Albania is expected to start accession negotiations immediately, while North Macedonia will need first to change the constitution by including the Bulgarians among the other nation-building nations listed in it.

As Bulgarian outgoing Foreign Minister Teodora Genchovska said, this could take “three months, or maybe two years”.

How do candidates become members?

Before the start of accession negotiations, the candidate country and the European Commission establish a so-called “pre-accession strategy“, which leads to both sides drawing up a negotiating framework.

Negotiations cannot begin until the mandate is unanimously agreed by EU member states.

In the process, the European Commission must be satisfied that the candidate country meets three conditions, the so-called Copenhagen criteria.

In order to start negotiations, the candidate country, however, only needs to meet the political criterion, while the other ones can be met during the negotiation phase.

Negotiations then take place between ministers and ambassadors of the EU governments and the candidate country in what is called an Intergovernmental Conference (IGC).

The first phase entails a rigorous screening process of the candidate country’s legislation to see how well aligned it is with EU law, or the acquis communautaire.

The acquis is divided into 35 negotiating chapters, grouped into six clusters, covering every legislative aspect, which all individually only can be closed with the unanimous blessing of all EU member states.

Negotiations begin with the opening of the chapters on so-called ‘fundamentals’, issues like the judiciary and fundamental rights, and this chapter is also the last to be signed off.
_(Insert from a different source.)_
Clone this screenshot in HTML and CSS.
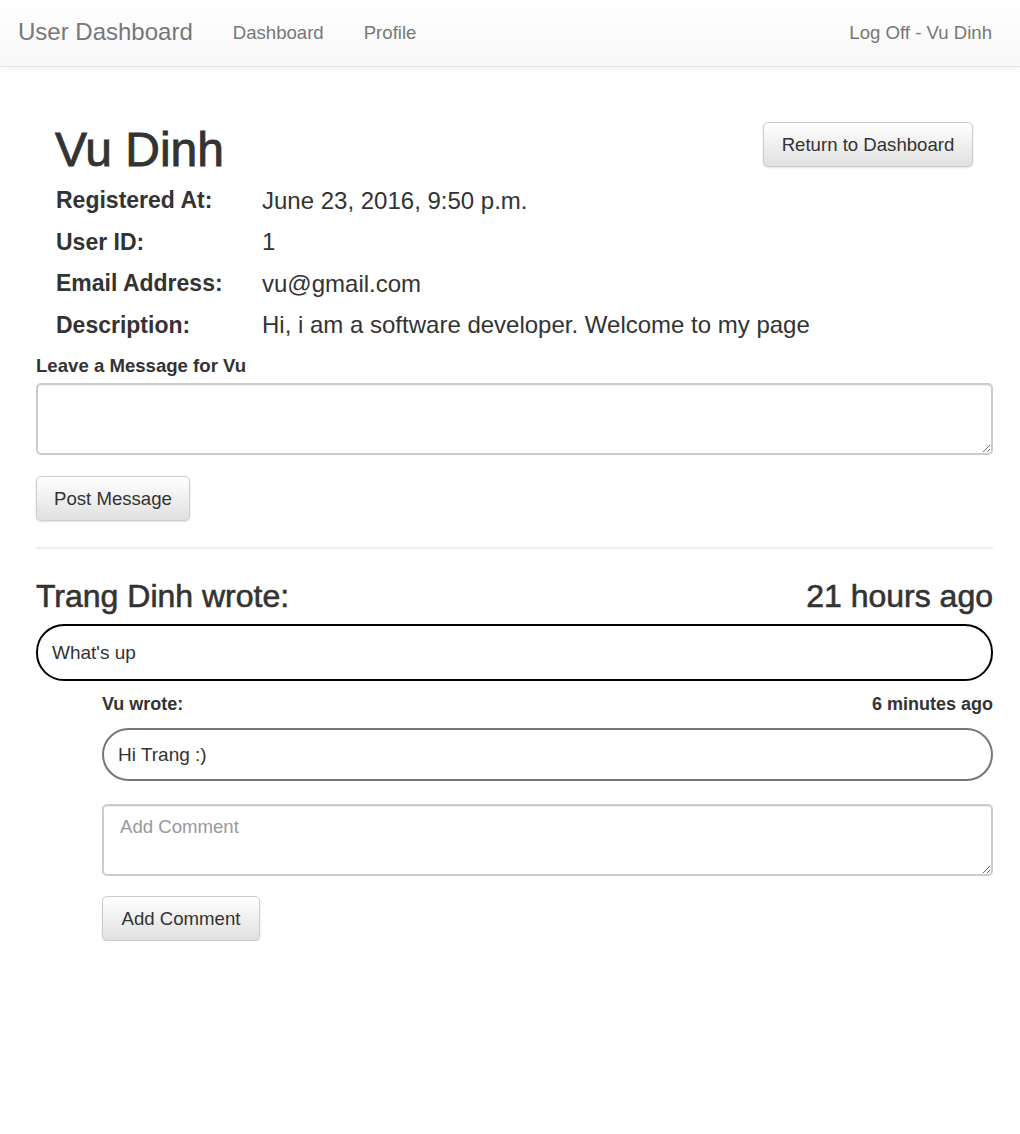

Negotiations of several chapters can take place simultaneously.

Once all chapters have been closed, the Commission recommends candidate countries for membership and the country signs the Accession Treaty that specifies a date for accession, making it become an ‘acceding country’.

The treaty needs to be ratified by all 27 member states and the European Parliament, which needs to approve the text with an absolute majority.

How long does accession take?

The pace of the negotiations depends on the speed of reform and alignment with EU laws in each country and their duration can vary.

The European Commission outlines the progress of candidate countries in yearly reports.

For North Macedonia and Albania, the EU executive said in last year’s evaluation both countries were ‘moderately prepared’ in most of the six clusters and have seen some progress.

Realistically, the closing of chapters can take several years, as has been the case for Serbia or Montenegro.

The quickest to negotiate accession were Austria, Finland and Sweden, in just under two years, whereas it took Croatia just under eight years from the start of negotiations to becoming a full member of the bloc.

What could be the stumbling blocks?

Bilateral issues or domestic unrest: Despite gaining the support of the majority of lawmakers, the French proposal had triggered wide protests in North Macedonia, with opponents arguing that altering the constitution may be a step too far.

Critics of the French proposal say that it opens the door to denying the national identity of the Macedonians.

Absorption rate: The Copenhagen Criteria also include a fourth consideration, namely that the EU must have the capacity to absorb a new member state.

Over the past years, there has been a certain degree of reluctance for enlargement within the EU. But the strategic importance of the Western Balkans to the EU has increased since Russia’s invasion of Ukraine, with fears over Moscow’s influence in the region.

Czechia, now holding the six-month rotating EU Council Presidency, will have to balance between countries pushing for speedy accession of Ukraine to the EU and countries who have been waiting for many years, like those in the Western Balkans, on the other.

In October 2022, the Czech Presidency will organise an informal summit in Prague. The event will be attended by the member states and other European countries as well, “from Iceland to Ukraine”.